** THE TASK **
Write out the material exactly, without any of its pictures.

-- Begin --

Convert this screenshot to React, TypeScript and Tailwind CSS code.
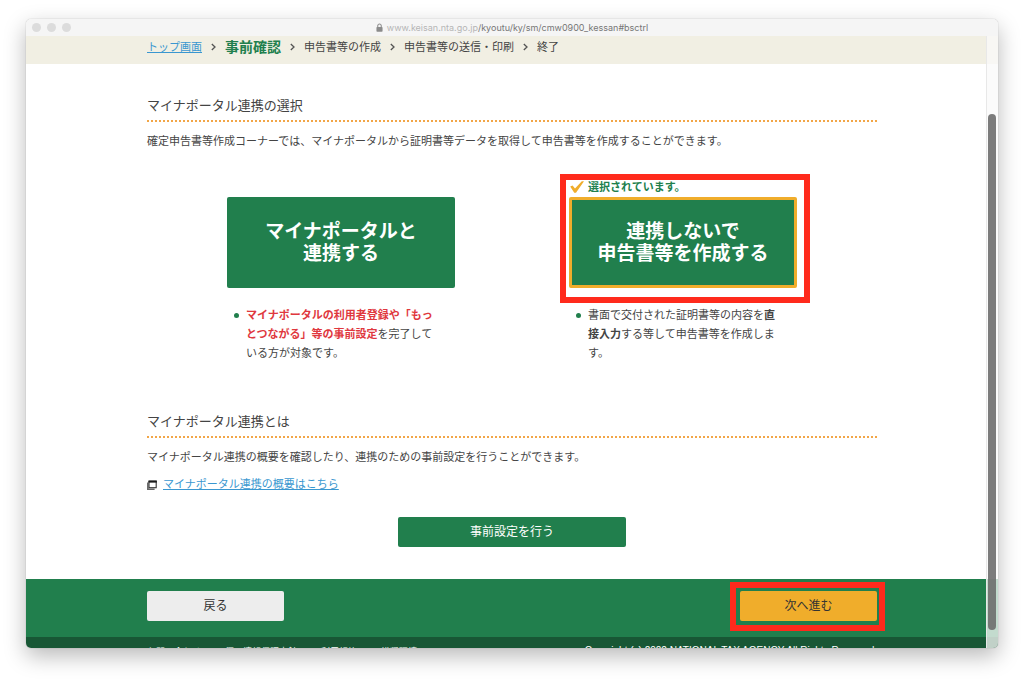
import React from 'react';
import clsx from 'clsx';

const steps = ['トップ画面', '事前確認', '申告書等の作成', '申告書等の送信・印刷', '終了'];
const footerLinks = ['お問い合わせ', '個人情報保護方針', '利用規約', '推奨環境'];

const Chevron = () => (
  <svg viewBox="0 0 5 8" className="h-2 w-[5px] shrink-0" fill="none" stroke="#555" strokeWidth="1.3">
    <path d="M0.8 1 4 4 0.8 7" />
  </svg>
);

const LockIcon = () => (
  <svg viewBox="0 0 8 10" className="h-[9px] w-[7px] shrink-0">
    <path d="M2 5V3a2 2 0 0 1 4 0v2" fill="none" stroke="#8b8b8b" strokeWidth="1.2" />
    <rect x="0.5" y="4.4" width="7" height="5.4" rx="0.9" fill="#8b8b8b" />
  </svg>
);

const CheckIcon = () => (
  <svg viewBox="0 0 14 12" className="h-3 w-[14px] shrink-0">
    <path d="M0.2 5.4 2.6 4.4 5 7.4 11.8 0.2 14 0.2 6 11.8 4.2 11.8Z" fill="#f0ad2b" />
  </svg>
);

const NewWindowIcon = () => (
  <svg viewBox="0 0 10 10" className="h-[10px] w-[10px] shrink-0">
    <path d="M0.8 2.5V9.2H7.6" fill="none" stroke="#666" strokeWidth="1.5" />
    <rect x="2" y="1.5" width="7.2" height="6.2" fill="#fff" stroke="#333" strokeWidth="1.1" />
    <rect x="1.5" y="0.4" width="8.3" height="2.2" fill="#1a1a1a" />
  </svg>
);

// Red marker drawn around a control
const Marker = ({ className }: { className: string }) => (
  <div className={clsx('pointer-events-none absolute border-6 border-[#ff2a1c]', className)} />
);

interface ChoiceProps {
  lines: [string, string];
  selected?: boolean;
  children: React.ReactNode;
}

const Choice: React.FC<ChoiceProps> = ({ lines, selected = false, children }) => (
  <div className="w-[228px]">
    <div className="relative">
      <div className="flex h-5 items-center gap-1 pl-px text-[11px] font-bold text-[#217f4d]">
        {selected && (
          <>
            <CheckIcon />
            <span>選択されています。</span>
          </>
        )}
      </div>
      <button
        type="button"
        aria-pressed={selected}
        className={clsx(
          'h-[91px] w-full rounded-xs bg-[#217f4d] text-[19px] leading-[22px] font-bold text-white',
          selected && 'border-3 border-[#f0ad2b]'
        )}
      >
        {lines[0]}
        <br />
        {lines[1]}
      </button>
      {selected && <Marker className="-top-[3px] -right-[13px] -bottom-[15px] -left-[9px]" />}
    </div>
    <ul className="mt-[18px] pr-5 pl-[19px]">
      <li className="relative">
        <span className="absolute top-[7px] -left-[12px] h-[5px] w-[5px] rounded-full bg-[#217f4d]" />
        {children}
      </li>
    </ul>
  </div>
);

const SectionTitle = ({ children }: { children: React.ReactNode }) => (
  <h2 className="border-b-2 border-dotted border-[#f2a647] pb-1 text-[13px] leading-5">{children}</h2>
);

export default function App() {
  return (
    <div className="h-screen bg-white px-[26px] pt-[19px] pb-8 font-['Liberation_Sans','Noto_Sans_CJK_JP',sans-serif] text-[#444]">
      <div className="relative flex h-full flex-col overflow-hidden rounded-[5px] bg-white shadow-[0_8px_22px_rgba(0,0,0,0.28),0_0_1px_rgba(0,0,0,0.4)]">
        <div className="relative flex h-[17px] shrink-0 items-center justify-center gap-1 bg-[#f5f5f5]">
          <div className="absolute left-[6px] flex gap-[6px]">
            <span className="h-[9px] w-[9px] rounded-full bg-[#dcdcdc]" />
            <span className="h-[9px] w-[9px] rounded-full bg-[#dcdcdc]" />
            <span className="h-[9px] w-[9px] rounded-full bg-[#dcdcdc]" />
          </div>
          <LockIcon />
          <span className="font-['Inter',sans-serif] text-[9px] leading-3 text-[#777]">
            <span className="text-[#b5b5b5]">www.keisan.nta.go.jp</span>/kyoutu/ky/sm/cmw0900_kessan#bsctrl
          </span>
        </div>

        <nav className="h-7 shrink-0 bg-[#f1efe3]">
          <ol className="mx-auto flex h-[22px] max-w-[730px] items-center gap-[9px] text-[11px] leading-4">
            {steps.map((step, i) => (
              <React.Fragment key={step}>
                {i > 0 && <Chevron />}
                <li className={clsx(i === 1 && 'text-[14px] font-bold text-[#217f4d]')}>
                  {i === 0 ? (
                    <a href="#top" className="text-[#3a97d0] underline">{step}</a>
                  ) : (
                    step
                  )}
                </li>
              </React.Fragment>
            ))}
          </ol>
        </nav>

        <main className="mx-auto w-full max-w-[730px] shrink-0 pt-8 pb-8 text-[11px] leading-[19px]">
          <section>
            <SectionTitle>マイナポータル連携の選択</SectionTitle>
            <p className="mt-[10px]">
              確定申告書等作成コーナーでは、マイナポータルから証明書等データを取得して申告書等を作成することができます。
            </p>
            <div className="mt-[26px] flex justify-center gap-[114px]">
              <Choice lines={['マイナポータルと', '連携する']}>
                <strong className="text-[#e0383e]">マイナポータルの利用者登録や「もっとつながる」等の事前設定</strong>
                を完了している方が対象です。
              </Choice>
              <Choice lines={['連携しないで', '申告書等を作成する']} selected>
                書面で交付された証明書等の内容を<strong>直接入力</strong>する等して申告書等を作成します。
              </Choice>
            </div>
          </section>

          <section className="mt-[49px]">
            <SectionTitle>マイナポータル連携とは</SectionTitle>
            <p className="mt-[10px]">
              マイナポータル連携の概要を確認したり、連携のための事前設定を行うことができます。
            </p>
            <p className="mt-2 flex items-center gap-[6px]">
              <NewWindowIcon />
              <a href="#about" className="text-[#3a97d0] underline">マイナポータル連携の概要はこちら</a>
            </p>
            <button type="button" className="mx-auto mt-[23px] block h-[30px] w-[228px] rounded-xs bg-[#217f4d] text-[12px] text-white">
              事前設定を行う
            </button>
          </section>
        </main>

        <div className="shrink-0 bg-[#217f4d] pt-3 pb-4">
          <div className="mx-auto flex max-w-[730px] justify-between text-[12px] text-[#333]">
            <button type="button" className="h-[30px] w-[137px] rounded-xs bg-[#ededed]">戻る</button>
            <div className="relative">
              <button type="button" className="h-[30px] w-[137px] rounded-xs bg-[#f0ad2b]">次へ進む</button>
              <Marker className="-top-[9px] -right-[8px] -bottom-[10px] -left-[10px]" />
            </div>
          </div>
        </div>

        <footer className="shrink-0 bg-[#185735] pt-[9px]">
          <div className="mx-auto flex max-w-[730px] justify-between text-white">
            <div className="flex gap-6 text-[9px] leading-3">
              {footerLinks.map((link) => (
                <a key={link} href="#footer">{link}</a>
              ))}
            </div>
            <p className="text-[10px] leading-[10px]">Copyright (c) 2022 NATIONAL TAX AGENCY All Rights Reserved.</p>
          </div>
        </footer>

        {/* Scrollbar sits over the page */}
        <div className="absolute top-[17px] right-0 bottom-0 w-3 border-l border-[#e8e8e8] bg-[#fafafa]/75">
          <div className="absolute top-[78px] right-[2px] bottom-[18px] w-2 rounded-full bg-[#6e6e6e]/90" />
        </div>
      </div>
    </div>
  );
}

-- End --

** SOLVED EXERCISE **
Convert this screenshot to React, TypeScript and Tailwind CSS code.
import React from 'react';
import clsx from 'clsx';

const steps = ['トップ画面', '事前確認', '申告書等の作成', '申告書等の送信・印刷', '終了'];
const footerLinks = ['お問い合わせ', '個人情報保護方針', '利用規約', '推奨環境'];

const Chevron = () => (
  <svg viewBox="0 0 5 8" className="h-2 w-[5px] shrink-0" fill="none" stroke="#555" strokeWidth="1.3">
    <path d="M0.8 1 4 4 0.8 7" />
  </svg>
);

const LockIcon = () => (
  <svg viewBox="0 0 8 10" className="h-[9px] w-[7px] shrink-0">
    <path d="M2 5V3a2 2 0 0 1 4 0v2" fill="none" stroke="#8b8b8b" strokeWidth="1.2" />
    <rect x="0.5" y="4.4" width="7" height="5.4" rx="0.9" fill="#8b8b8b" />
  </svg>
);

const CheckIcon = () => (
  <svg viewBox="0 0 14 12" className="h-3 w-[14px] shrink-0">
    <path d="M0.2 5.4 2.6 4.4 5 7.4 11.8 0.2 14 0.2 6 11.8 4.2 11.8Z" fill="#f0ad2b" />
  </svg>
);

const NewWindowIcon = () => (
  <svg viewBox="0 0 10 10" className="h-[10px] w-[10px] shrink-0">
    <path d="M0.8 2.5V9.2H7.6" fill="none" stroke="#666" strokeWidth="1.5" />
    <rect x="2" y="1.5" width="7.2" height="6.2" fill="#fff" stroke="#333" strokeWidth="1.1" />
    <rect x="1.5" y="0.4" width="8.3" height="2.2" fill="#1a1a1a" />
  </svg>
);

// Red marker drawn around a control
const Marker = ({ className }: { className: string }) => (
  <div className={clsx('pointer-events-none absolute border-6 border-[#ff2a1c]', className)} />
);

interface ChoiceProps {
  lines: [string, string];
  selected?: boolean;
  children: React.ReactNode;
}

const Choice: React.FC<ChoiceProps> = ({ lines, selected = false, children }) => (
  <div className="w-[228px]">
    <div className="relative">
      <div className="flex h-5 items-center gap-1 pl-px text-[11px] font-bold text-[#217f4d]">
        {selected && (
          <>
            <CheckIcon />
            <span>選択されています。</span>
          </>
        )}
      </div>
      <button
        type="button"
        aria-pressed={selected}
        className={clsx(
          'h-[91px] w-full rounded-xs bg-[#217f4d] text-[19px] leading-[22px] font-bold text-white',
          selected && 'border-3 border-[#f0ad2b]'
        )}
      >
        {lines[0]}
        <br />
        {lines[1]}
      </button>
      {selected && <Marker className="-top-[3px] -right-[13px] -bottom-[15px] -left-[9px]" />}
    </div>
    <ul className="mt-[18px] pr-5 pl-[19px]">
      <li className="relative">
        <span className="absolute top-[7px] -left-[12px] h-[5px] w-[5px] rounded-full bg-[#217f4d]" />
        {children}
      </li>
    </ul>
  </div>
);

const SectionTitle = ({ children }: { children: React.ReactNode }) => (
  <h2 className="border-b-2 border-dotted border-[#f2a647] pb-1 text-[13px] leading-5">{children}</h2>
);

export default function App() {
  return (
    <div className="h-screen bg-white px-[26px] pt-[19px] pb-8 font-['Liberation_Sans','Noto_Sans_CJK_JP',sans-serif] text-[#444]">
      <div className="relative flex h-full flex-col overflow-hidden rounded-[5px] bg-white shadow-[0_8px_22px_rgba(0,0,0,0.28),0_0_1px_rgba(0,0,0,0.4)]">
        <div className="relative flex h-[17px] shrink-0 items-center justify-center gap-1 bg-[#f5f5f5]">
          <div className="absolute left-[6px] flex gap-[6px]">
            <span className="h-[9px] w-[9px] rounded-full bg-[#dcdcdc]" />
            <span className="h-[9px] w-[9px] rounded-full bg-[#dcdcdc]" />
            <span className="h-[9px] w-[9px] rounded-full bg-[#dcdcdc]" />
          </div>
          <LockIcon />
          <span className="font-['Inter',sans-serif] text-[9px] leading-3 text-[#777]">
            <span className="text-[#b5b5b5]">www.keisan.nta.go.jp</span>/kyoutu/ky/sm/cmw0900_kessan#bsctrl
          </span>
        </div>

        <nav className="h-7 shrink-0 bg-[#f1efe3]">
          <ol className="mx-auto flex h-[22px] max-w-[730px] items-center gap-[9px] text-[11px] leading-4">
            {steps.map((step, i) => (
              <React.Fragment key={step}>
                {i > 0 && <Chevron />}
                <li className={clsx(i === 1 && 'text-[14px] font-bold text-[#217f4d]')}>
                  {i === 0 ? (
                    <a href="#top" className="text-[#3a97d0] underline">{step}</a>
                  ) : (
                    step
                  )}
                </li>
              </React.Fragment>
            ))}
          </ol>
        </nav>

        <main className="mx-auto w-full max-w-[730px] shrink-0 pt-8 pb-8 text-[11px] leading-[19px]">
          <section>
            <SectionTitle>マイナポータル連携の選択</SectionTitle>
            <p className="mt-[10px]">
              確定申告書等作成コーナーでは、マイナポータルから証明書等データを取得して申告書等を作成することができます。
            </p>
            <div className="mt-[26px] flex justify-center gap-[114px]">
              <Choice lines={['マイナポータルと', '連携する']}>
                <strong className="text-[#e0383e]">マイナポータルの利用者登録や「もっとつながる」等の事前設定</strong>
                を完了している方が対象です。
              </Choice>
              <Choice lines={['連携しないで', '申告書等を作成する']} selected>
                書面で交付された証明書等の内容を<strong>直接入力</strong>する等して申告書等を作成します。
              </Choice>
            </div>
          </section>

          <section className="mt-[49px]">
            <SectionTitle>マイナポータル連携とは</SectionTitle>
            <p className="mt-[10px]">
              マイナポータル連携の概要を確認したり、連携のための事前設定を行うことができます。
            </p>
            <p className="mt-2 flex items-center gap-[6px]">
              <NewWindowIcon />
              <a href="#about" className="text-[#3a97d0] underline">マイナポータル連携の概要はこちら</a>
            </p>
            <button type="button" className="mx-auto mt-[23px] block h-[30px] w-[228px] rounded-xs bg-[#217f4d] text-[12px] text-white">
              事前設定を行う
            </button>
          </section>
        </main>

        <div className="shrink-0 bg-[#217f4d] pt-3 pb-4">
          <div className="mx-auto flex max-w-[730px] justify-between text-[12px] text-[#333]">
            <button type="button" className="h-[30px] w-[137px] rounded-xs bg-[#ededed]">戻る</button>
            <div className="relative">
              <button type="button" className="h-[30px] w-[137px] rounded-xs bg-[#f0ad2b]">次へ進む</button>
              <Marker className="-top-[9px] -right-[8px] -bottom-[10px] -left-[10px]" />
            </div>
          </div>
        </div>

        <footer className="shrink-0 bg-[#185735] pt-[9px]">
          <div className="mx-auto flex max-w-[730px] justify-between text-white">
            <div className="flex gap-6 text-[9px] leading-3">
              {footerLinks.map((link) => (
                <a key={link} href="#footer">{link}</a>
              ))}
            </div>
            <p className="text-[10px] leading-[10px]">Copyright (c) 2022 NATIONAL TAX AGENCY All Rights Reserved.</p>
          </div>
        </footer>

        {/* Scrollbar sits over the page */}
        <div className="absolute top-[17px] right-0 bottom-0 w-3 border-l border-[#e8e8e8] bg-[#fafafa]/75">
          <div className="absolute top-[78px] right-[2px] bottom-[18px] w-2 rounded-full bg-[#6e6e6e]/90" />
        </div>
      </div>
    </div>
  );
}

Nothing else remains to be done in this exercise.